Process of grading 'unclear'

Lleucu is studying four A Levels and the Welsh Baccalaureate and says she is apprehensive about the period after the Easter holidays.

The 17-year-old says, despite the best efforts of her teachers, who have passed on information as they get it, the process for deciding their grades is still unclear.

"I think it's been difficult for students as well as teachers to keep going and to understand what we're working towards," she said.

"I think that the intentions were there and by allowing teachers to give us the grades they believe we deserve, it has given some freedom.

"However I don't think that this freedom that was advertised is really going to happen, because the assessments that are going to take place in the classroom are going to be structured as if they were exams.

"I think it's going to be a difficult seven weeks after Easter and we're going to have to work quite hard to get the grades that we deserve."

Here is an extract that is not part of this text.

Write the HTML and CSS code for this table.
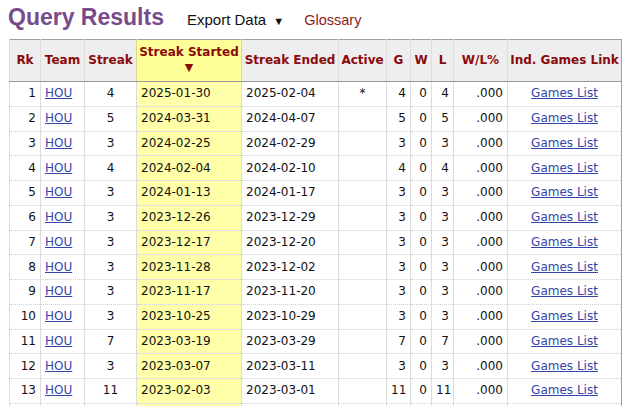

Qualifications Wales' chief executive Philip Blaker said schools and colleges needed to collect evidence so they could make sound judgments about grades for their students.

"We want to be very clear that there is a great deal of flexibility in how they go about this, and that the quality of evidence is more important than the quantity," he said.

"Evidence generated during the course can be used as long as it's the learner's own work and is representative of their attainment at the end of the course."

'Fair and balanced' solution

The WJEC said it was implementing policy decisions in the best way it could and was "mindful of the concerns" and the "very difficult circumstances" for everybody.

"I think what we're trying to do is put a solution in place which is fair and balanced for everybody so that learners get the outcomes that they deserve," said WJEC chief executive Ian Morgan.

"In the current climate the solution that we're currently implementing is the one that collectively we felt was the best option in order to resolve the issues."

Students will be given their provisional grades by their school or college in June, before final results are released in August.